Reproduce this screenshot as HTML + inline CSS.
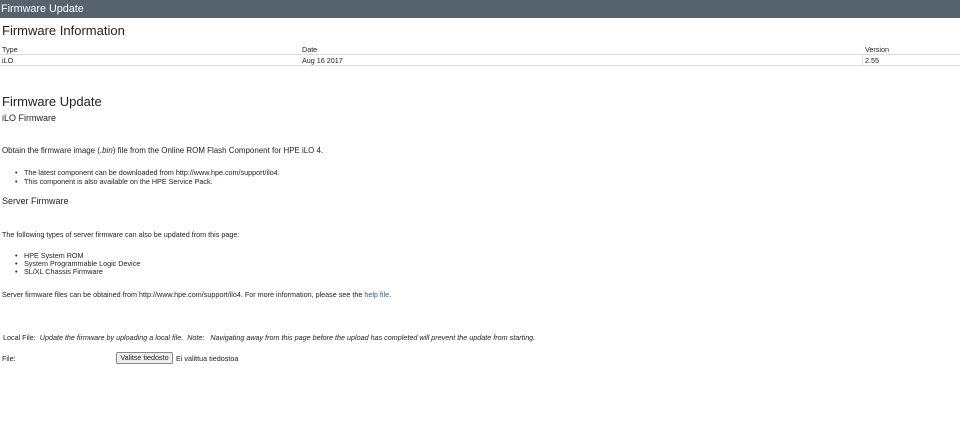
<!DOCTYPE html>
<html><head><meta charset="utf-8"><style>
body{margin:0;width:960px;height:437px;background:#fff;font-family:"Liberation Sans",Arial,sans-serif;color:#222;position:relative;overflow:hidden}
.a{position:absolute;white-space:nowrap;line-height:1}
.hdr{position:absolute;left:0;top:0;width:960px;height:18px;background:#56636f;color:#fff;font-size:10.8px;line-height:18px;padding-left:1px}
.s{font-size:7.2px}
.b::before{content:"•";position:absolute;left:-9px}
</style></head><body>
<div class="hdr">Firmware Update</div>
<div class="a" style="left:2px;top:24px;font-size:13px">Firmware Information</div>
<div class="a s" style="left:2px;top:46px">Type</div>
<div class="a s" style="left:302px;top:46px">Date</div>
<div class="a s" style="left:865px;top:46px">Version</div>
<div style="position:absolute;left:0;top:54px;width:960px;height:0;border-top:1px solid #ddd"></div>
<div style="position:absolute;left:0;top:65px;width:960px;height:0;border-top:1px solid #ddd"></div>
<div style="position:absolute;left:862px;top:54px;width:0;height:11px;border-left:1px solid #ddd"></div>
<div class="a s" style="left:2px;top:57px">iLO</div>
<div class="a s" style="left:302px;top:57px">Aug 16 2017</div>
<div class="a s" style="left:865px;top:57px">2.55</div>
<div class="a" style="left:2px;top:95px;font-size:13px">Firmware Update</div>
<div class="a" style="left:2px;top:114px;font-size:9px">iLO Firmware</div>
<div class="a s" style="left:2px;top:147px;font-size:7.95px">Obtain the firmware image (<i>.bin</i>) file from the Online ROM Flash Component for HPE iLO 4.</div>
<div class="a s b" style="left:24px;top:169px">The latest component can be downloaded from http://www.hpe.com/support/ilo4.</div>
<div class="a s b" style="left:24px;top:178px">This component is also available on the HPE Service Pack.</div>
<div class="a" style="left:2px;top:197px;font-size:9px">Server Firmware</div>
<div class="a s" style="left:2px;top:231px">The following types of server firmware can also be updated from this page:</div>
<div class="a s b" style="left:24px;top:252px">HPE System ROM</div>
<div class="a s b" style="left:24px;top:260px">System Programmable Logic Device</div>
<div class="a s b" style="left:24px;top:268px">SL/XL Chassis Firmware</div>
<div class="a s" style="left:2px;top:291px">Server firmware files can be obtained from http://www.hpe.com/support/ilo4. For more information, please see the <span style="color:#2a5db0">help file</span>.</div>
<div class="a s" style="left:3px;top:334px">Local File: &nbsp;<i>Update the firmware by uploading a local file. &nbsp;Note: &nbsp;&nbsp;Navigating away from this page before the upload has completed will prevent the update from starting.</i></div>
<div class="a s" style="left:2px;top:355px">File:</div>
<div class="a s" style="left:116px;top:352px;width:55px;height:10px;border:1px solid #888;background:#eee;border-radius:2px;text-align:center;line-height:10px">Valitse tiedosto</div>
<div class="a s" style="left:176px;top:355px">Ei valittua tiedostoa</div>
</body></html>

-*-*-

**What the task requires:** Return the whole listing, word for word, and leave out every picture.

**The reply:**
Reproduce this screenshot as HTML + inline CSS.
<!DOCTYPE html>
<html><head><meta charset="utf-8"><style>
body{margin:0;width:960px;height:437px;background:#fff;font-family:"Liberation Sans",Arial,sans-serif;color:#222;position:relative;overflow:hidden}
.a{position:absolute;white-space:nowrap;line-height:1}
.hdr{position:absolute;left:0;top:0;width:960px;height:18px;background:#56636f;color:#fff;font-size:10.8px;line-height:18px;padding-left:1px}
.s{font-size:7.2px}
.b::before{content:"•";position:absolute;left:-9px}
</style></head><body>
<div class="hdr">Firmware Update</div>
<div class="a" style="left:2px;top:24px;font-size:13px">Firmware Information</div>
<div class="a s" style="left:2px;top:46px">Type</div>
<div class="a s" style="left:302px;top:46px">Date</div>
<div class="a s" style="left:865px;top:46px">Version</div>
<div style="position:absolute;left:0;top:54px;width:960px;height:0;border-top:1px solid #ddd"></div>
<div style="position:absolute;left:0;top:65px;width:960px;height:0;border-top:1px solid #ddd"></div>
<div style="position:absolute;left:862px;top:54px;width:0;height:11px;border-left:1px solid #ddd"></div>
<div class="a s" style="left:2px;top:57px">iLO</div>
<div class="a s" style="left:302px;top:57px">Aug 16 2017</div>
<div class="a s" style="left:865px;top:57px">2.55</div>
<div class="a" style="left:2px;top:95px;font-size:13px">Firmware Update</div>
<div class="a" style="left:2px;top:114px;font-size:9px">iLO Firmware</div>
<div class="a s" style="left:2px;top:147px;font-size:7.95px">Obtain the firmware image (<i>.bin</i>) file from the Online ROM Flash Component for HPE iLO 4.</div>
<div class="a s b" style="left:24px;top:169px">The latest component can be downloaded from http://www.hpe.com/support/ilo4.</div>
<div class="a s b" style="left:24px;top:178px">This component is also available on the HPE Service Pack.</div>
<div class="a" style="left:2px;top:197px;font-size:9px">Server Firmware</div>
<div class="a s" style="left:2px;top:231px">The following types of server firmware can also be updated from this page:</div>
<div class="a s b" style="left:24px;top:252px">HPE System ROM</div>
<div class="a s b" style="left:24px;top:260px">System Programmable Logic Device</div>
<div class="a s b" style="left:24px;top:268px">SL/XL Chassis Firmware</div>
<div class="a s" style="left:2px;top:291px">Server firmware files can be obtained from http://www.hpe.com/support/ilo4. For more information, please see the <span style="color:#2a5db0">help file</span>.</div>
<div class="a s" style="left:3px;top:334px">Local File: &nbsp;<i>Update the firmware by uploading a local file. &nbsp;Note: &nbsp;&nbsp;Navigating away from this page before the upload has completed will prevent the update from starting.</i></div>
<div class="a s" style="left:2px;top:355px">File:</div>
<div class="a s" style="left:116px;top:352px;width:55px;height:10px;border:1px solid #888;background:#eee;border-radius:2px;text-align:center;line-height:10px">Valitse tiedosto</div>
<div class="a s" style="left:176px;top:355px">Ei valittua tiedostoa</div>
</body></html>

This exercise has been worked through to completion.